**What to do:** Single out the lines that include the word "React". Copy them.

**Given data:**

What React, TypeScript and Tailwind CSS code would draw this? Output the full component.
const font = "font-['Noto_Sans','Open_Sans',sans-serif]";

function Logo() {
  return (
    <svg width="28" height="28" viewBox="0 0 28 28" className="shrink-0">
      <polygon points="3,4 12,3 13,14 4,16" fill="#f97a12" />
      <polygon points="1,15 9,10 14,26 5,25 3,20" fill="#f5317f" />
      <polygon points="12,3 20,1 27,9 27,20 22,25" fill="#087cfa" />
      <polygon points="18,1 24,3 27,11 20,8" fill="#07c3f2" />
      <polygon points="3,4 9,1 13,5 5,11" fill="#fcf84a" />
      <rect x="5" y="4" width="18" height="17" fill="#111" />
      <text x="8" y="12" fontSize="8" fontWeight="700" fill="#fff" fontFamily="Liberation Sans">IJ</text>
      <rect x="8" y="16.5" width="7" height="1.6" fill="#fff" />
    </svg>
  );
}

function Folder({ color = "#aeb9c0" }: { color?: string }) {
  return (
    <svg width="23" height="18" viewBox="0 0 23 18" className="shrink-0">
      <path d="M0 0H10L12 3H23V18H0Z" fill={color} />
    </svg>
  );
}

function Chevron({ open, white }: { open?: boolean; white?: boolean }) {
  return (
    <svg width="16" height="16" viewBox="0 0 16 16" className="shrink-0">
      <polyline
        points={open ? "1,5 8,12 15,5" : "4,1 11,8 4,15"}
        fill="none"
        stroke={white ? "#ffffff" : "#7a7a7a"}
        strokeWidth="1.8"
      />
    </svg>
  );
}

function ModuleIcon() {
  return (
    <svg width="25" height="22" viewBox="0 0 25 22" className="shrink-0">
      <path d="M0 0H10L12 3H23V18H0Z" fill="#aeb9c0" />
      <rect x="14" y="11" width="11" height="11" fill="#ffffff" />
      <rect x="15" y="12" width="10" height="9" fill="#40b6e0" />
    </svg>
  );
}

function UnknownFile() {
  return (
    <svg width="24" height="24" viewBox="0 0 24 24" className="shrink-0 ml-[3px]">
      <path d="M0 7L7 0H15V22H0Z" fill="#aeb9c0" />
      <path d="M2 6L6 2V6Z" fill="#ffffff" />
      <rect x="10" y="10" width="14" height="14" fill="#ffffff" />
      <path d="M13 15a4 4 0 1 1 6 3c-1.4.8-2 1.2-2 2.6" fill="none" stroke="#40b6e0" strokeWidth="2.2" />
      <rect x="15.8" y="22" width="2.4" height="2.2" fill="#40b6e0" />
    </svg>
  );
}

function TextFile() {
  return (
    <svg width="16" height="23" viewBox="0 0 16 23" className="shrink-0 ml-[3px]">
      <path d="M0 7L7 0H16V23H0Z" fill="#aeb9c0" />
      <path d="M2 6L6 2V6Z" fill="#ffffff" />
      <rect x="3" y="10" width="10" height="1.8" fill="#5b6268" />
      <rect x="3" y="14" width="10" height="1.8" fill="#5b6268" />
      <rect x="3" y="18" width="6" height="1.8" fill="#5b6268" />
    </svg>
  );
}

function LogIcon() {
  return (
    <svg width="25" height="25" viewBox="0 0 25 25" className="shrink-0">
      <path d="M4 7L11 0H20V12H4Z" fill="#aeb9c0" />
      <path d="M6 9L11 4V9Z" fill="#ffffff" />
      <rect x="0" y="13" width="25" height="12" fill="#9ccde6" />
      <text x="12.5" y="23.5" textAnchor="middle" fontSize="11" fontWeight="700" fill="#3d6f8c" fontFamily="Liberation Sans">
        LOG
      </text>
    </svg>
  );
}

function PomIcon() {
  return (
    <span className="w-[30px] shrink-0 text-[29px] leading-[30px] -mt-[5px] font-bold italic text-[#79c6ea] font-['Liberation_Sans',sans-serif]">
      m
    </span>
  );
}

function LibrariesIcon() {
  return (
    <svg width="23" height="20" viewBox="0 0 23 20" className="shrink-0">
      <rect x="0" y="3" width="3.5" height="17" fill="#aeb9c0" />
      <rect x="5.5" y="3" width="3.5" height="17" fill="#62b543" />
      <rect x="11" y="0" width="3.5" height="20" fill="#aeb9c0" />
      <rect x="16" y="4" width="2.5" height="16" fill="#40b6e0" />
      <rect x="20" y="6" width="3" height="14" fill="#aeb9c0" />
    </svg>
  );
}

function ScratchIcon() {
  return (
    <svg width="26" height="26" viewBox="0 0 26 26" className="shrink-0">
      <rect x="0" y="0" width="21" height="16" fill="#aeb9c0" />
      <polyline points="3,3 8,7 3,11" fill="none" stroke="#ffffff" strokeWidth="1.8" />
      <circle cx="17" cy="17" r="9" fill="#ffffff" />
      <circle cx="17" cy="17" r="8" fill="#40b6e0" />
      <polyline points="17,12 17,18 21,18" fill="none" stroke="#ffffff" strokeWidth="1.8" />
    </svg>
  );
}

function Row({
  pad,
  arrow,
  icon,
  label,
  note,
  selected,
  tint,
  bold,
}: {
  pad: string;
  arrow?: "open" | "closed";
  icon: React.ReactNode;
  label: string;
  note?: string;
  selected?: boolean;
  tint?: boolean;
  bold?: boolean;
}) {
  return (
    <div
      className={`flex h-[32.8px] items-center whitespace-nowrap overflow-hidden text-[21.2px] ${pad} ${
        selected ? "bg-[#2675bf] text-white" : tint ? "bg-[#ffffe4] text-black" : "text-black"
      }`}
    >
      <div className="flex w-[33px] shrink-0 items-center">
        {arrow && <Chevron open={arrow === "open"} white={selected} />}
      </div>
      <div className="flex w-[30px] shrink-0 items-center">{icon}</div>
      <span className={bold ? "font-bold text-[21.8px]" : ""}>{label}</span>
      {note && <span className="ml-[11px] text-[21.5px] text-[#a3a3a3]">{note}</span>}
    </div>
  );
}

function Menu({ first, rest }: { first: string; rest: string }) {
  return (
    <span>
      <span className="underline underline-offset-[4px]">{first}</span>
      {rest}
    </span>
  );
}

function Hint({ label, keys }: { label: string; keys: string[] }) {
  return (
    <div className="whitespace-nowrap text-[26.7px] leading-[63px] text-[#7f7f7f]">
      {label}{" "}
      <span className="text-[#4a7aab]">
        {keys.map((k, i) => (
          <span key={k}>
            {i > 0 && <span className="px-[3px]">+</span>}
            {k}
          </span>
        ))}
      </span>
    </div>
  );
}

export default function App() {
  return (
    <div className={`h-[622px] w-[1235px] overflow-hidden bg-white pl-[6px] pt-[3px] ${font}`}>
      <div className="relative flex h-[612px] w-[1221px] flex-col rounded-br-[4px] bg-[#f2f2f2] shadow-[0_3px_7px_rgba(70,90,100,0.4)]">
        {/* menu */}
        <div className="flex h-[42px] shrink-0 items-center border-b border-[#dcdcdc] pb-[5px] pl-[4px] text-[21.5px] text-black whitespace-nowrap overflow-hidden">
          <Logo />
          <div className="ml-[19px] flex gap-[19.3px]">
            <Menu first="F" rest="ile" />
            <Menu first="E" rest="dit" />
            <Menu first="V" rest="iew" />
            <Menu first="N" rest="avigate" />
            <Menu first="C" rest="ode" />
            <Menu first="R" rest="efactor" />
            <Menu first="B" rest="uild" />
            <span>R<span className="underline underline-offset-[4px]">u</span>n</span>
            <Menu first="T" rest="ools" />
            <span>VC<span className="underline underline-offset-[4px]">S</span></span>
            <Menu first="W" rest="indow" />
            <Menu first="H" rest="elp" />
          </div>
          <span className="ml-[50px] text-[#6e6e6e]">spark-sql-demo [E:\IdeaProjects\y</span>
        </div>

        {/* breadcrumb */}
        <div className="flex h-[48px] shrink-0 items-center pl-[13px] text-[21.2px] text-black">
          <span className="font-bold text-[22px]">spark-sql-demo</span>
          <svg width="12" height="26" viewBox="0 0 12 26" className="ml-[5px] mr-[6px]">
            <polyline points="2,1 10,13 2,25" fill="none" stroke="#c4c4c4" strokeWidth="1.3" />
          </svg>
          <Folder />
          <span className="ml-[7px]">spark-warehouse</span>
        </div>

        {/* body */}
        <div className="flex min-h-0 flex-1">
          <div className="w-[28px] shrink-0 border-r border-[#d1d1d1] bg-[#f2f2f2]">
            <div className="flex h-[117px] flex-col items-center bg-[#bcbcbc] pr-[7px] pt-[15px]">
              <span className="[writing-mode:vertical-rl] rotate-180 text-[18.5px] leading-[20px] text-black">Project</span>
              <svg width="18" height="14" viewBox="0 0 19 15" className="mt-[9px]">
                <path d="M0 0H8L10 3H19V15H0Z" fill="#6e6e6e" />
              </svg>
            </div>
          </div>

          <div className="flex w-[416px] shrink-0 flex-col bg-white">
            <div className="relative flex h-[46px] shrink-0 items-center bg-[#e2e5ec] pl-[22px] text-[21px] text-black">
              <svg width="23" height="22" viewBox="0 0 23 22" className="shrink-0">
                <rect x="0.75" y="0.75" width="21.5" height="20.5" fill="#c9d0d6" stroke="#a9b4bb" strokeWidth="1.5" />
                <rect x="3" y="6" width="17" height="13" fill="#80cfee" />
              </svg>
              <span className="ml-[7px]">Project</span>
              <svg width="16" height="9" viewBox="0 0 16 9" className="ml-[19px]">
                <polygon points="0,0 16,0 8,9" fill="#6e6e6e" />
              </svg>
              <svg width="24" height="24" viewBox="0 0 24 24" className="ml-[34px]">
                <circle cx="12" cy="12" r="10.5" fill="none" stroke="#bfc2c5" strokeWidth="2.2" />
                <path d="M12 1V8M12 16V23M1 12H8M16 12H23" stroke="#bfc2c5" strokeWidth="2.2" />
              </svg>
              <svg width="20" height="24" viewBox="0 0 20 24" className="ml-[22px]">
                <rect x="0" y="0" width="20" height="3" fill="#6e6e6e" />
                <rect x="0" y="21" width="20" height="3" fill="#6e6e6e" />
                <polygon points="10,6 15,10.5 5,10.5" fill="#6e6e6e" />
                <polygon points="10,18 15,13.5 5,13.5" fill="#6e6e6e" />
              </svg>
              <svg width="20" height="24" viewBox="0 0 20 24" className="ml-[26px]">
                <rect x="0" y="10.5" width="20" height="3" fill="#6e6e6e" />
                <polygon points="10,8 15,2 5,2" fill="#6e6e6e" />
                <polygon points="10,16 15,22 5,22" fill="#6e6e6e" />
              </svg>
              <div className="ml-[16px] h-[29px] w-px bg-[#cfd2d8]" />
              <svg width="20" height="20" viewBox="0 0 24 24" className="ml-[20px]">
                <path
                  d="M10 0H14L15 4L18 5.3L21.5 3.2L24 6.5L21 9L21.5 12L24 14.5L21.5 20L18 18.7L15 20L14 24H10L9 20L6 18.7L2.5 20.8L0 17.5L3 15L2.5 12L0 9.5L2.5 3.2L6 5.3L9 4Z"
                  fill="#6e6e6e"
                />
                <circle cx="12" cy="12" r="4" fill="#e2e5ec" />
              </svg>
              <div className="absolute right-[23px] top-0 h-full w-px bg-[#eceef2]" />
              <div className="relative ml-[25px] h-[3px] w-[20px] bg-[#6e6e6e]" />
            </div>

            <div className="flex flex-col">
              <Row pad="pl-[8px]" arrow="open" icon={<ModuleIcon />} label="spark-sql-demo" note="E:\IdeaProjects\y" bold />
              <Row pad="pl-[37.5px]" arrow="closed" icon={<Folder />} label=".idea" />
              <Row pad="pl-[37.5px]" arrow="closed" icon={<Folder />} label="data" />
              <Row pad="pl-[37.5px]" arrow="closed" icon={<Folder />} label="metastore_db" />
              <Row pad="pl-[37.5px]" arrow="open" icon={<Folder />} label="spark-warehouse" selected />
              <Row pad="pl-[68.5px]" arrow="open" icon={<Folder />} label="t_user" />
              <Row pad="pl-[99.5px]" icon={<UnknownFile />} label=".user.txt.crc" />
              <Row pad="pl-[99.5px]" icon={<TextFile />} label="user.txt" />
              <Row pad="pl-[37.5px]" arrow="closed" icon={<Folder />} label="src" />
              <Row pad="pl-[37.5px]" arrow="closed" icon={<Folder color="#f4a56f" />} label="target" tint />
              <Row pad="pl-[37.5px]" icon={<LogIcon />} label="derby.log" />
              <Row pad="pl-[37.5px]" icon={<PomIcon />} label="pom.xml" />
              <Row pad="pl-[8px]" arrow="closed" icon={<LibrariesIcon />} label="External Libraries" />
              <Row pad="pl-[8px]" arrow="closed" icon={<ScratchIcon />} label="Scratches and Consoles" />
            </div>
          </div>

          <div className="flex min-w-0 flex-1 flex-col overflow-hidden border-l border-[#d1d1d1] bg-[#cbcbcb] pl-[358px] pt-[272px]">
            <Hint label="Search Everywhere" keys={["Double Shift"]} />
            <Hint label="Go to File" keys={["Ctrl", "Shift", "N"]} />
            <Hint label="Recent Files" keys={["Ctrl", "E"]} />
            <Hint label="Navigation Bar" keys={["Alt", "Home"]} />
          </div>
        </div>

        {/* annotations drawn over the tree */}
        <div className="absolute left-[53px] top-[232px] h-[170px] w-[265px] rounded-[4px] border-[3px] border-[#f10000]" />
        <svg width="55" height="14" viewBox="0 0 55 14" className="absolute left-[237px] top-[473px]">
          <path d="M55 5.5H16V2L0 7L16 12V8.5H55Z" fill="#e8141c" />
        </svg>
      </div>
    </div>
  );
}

**Finished task:**
What React, TypeScript and Tailwind CSS code would draw this? Output the full component.
  icon: React.ReactNode;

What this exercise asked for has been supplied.